**REQUIREMENTS:**
Reproduce each line that includes the word "with".

**GIVEN INFORMATION:**
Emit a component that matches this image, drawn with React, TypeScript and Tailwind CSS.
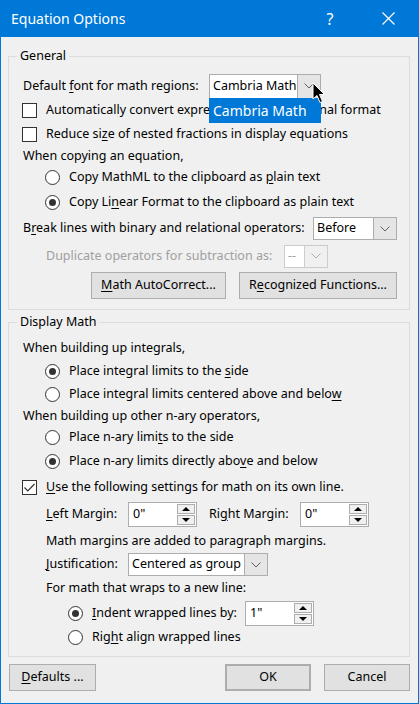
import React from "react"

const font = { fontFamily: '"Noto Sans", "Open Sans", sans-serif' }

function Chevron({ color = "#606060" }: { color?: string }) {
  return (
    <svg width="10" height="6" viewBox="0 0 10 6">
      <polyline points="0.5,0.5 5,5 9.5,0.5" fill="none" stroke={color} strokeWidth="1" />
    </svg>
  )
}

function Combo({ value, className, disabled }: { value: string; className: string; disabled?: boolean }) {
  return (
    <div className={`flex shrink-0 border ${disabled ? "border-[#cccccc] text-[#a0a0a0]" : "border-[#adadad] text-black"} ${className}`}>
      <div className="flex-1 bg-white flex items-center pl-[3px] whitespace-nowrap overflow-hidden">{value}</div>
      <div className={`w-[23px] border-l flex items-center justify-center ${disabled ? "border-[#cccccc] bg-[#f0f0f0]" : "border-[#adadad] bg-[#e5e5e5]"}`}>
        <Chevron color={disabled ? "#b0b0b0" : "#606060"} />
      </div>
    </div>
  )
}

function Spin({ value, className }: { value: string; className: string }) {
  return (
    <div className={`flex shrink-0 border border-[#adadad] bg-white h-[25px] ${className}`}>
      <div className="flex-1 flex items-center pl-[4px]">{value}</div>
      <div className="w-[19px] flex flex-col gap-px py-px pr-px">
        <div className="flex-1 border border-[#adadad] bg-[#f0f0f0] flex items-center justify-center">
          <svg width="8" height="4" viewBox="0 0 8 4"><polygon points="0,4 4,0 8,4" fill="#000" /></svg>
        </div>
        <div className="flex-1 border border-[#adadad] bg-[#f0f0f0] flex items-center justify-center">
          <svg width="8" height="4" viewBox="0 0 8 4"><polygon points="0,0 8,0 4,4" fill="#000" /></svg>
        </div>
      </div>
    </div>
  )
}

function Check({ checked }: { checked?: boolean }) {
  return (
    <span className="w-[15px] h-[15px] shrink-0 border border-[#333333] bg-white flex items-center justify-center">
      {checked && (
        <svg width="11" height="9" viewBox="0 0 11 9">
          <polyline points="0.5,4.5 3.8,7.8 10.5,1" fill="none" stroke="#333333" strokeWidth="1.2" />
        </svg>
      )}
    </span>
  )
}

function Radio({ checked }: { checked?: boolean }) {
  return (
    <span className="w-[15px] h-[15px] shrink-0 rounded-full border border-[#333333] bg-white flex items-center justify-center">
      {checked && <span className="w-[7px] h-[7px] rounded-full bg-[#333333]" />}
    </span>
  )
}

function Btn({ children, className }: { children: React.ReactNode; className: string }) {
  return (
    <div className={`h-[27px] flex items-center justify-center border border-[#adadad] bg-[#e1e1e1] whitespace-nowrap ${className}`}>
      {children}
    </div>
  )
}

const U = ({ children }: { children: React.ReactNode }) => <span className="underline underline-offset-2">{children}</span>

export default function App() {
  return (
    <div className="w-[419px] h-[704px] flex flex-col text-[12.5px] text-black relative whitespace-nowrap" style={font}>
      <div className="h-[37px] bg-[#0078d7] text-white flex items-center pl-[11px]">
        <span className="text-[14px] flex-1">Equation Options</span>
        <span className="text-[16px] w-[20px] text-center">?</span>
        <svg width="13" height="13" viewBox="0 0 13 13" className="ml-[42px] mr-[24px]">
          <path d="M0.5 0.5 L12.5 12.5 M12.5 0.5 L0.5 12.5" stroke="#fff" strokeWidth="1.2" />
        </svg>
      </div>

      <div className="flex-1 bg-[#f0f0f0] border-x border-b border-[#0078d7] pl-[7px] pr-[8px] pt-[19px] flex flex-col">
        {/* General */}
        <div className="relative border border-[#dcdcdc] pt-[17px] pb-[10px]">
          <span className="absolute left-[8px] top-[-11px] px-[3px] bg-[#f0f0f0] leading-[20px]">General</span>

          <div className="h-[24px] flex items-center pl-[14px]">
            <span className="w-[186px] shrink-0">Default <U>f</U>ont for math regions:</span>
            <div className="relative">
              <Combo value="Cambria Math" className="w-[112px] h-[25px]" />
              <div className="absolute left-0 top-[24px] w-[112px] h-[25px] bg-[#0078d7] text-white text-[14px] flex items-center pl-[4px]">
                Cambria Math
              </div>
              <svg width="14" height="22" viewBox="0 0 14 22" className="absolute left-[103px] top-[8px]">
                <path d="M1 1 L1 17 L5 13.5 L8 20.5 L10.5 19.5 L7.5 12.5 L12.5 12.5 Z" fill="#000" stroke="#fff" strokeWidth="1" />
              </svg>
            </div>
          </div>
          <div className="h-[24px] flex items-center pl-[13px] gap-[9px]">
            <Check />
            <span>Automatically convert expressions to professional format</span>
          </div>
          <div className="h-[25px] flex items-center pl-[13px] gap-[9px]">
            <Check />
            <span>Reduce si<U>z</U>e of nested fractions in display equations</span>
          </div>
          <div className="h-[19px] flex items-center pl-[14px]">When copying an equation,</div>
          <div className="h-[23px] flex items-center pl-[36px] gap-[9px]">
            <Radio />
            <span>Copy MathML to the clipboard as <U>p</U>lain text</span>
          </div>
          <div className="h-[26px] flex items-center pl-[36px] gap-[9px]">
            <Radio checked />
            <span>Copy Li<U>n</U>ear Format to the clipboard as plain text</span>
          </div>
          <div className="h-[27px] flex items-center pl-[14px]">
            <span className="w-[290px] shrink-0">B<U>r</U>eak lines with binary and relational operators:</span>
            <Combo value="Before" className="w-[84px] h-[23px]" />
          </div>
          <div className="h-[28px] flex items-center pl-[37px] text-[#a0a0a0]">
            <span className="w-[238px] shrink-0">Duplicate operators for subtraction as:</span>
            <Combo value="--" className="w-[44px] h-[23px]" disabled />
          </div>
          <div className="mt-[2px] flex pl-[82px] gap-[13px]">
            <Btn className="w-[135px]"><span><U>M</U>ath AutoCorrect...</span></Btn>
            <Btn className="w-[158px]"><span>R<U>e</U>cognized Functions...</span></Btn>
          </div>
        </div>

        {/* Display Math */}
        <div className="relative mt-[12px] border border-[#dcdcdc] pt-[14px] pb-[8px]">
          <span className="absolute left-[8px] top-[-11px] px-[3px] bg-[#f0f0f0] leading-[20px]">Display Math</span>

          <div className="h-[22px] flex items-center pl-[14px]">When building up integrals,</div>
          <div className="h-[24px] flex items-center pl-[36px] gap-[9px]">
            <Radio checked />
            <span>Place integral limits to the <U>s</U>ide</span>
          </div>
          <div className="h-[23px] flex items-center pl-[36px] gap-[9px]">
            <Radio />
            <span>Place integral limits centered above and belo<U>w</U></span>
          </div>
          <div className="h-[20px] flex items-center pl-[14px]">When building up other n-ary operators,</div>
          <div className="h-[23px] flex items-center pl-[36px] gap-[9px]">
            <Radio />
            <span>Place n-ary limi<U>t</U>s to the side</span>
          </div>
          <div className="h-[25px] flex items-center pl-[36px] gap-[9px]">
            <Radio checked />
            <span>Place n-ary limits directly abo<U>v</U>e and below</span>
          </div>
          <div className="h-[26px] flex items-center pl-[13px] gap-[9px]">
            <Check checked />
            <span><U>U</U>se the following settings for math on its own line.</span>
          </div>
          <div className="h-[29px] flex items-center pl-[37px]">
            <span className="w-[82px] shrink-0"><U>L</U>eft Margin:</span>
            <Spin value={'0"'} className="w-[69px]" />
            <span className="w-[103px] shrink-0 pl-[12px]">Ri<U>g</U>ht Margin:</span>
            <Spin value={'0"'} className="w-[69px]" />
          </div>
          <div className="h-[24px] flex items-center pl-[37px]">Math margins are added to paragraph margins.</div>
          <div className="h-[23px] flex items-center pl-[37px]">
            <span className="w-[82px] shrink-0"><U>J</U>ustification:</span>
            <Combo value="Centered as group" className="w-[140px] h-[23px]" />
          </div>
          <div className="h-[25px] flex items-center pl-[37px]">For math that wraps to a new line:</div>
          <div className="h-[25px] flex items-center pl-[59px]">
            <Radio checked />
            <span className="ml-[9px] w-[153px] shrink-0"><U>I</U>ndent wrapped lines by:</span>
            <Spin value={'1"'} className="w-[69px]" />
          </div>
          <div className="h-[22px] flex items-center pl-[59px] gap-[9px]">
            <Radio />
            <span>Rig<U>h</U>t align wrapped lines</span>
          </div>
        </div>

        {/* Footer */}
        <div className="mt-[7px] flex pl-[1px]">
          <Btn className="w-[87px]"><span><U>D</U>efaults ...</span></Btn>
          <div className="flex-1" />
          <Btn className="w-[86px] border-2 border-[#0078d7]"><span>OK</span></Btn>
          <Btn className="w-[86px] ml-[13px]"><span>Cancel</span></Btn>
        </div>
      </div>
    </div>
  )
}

**PROBLEM SOLUTION:**
Emit a component that matches this image, drawn with React, TypeScript and Tailwind CSS.
            <span className="w-[290px] shrink-0">B<U>r</U>eak lines with binary and relational operators:</span>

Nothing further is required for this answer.